Calibrating reviews of conference submissions

Article
09/30/2011

This post has been migrated from community.research.microsoft.com.

Original date of blog: February 1, 2010

Original blog author: John Guiver

In this post, we're going to look at how to use Infer.NET to streamline the conference reviewing process. The process in a typical computer science conference involves each submission being reviewed by several reviewers of differing expertise, attention to detail, and time available. Back in March 2009, Peter Flach and Mohammed Zaki, program committee co-chairs of the ACM SIGKDD 2009 conference, asked us if we could come up with a model that could be used to calibrate the ratings against these differences. They then planned to use this model to help streamline the process for selecting the final acceptances.

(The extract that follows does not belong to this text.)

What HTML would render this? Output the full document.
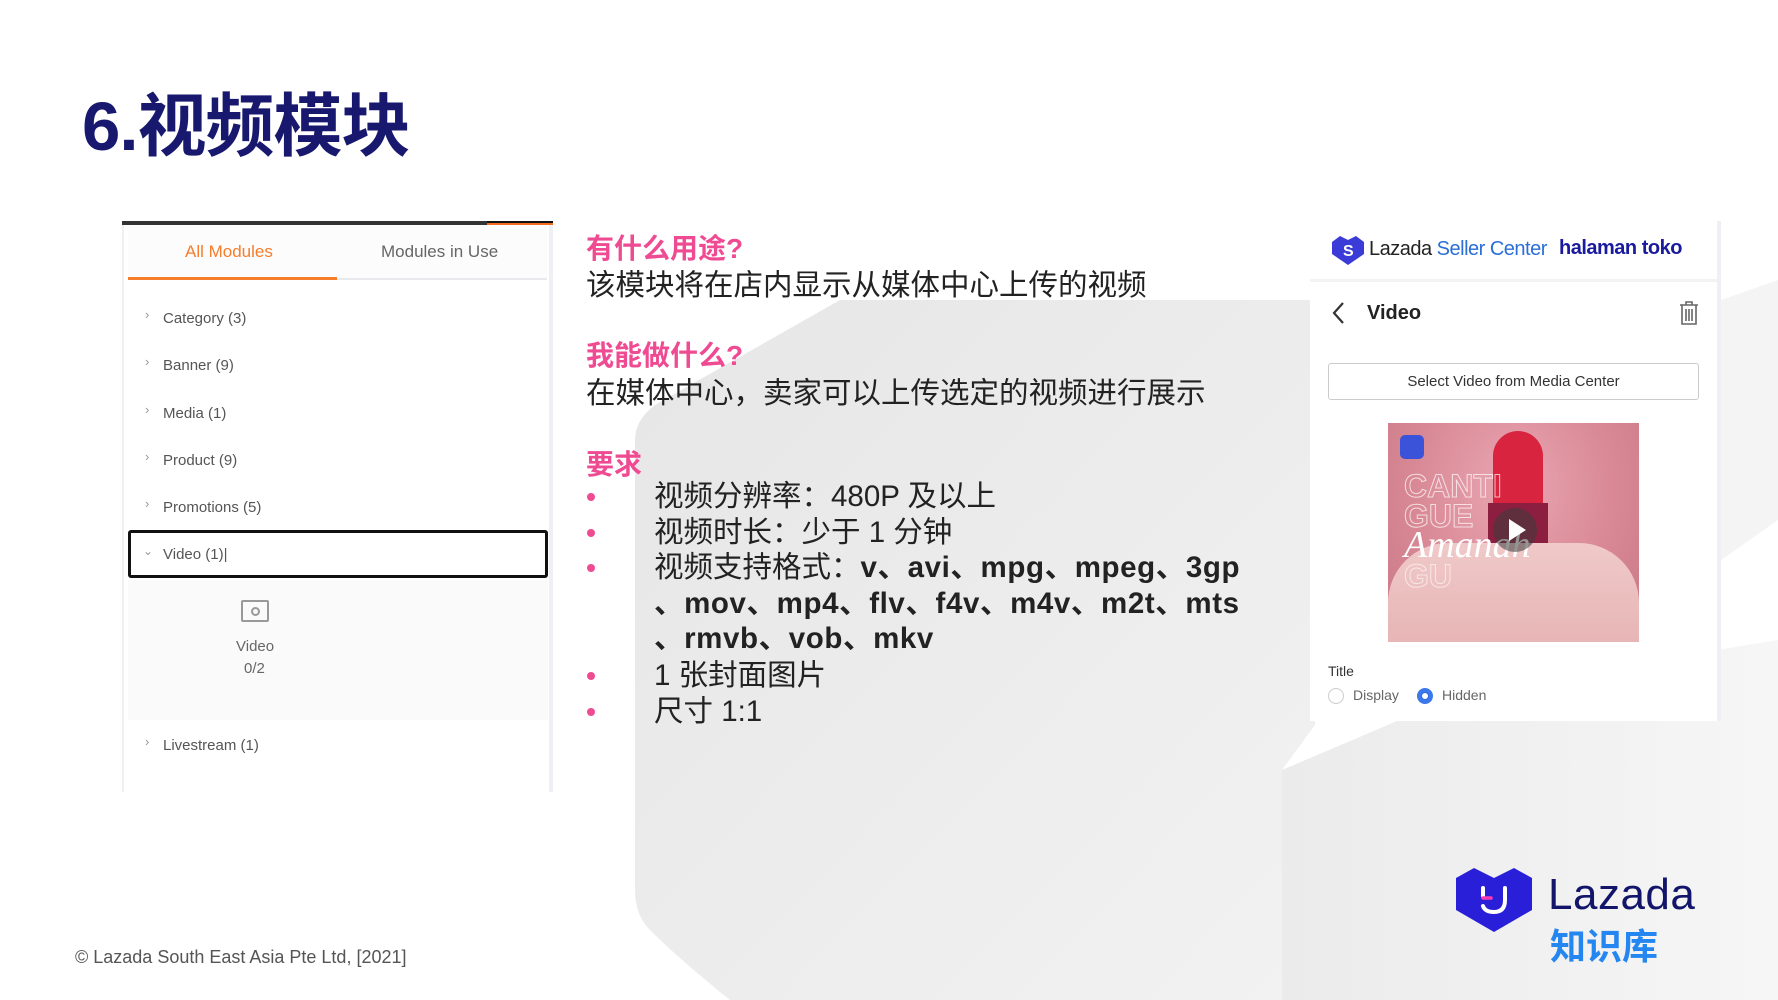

Based on some previous experience with these types of models, we were able to come up with a model very rapidly, the Infer.NET code taking about a day, and some additional time for dealing with data and result handling. I will just describe the main aspects of the model and the corresponding code in this blog (see the end of this post for how to get the full code). We calibrate reviewer scores using a generative probabilistic model which addresses variation in reviewer accuracy, and self-assessed differences in reviewer expertise level. The model relies on the fact that each paper has several reviewers, and each reviewer scores several papers. This enables us to disentangle (up to uncertainty) the reviewer's reviewing standards and the quality of the papers. Similar forms of model have been used for assessing NIPS reviews, for rating the skills of Xbox Live players, and also for the Research Assessment Exercise for UK computer science, 2008. A factor graph of the model is shown below; arrows are included to show the generative flow.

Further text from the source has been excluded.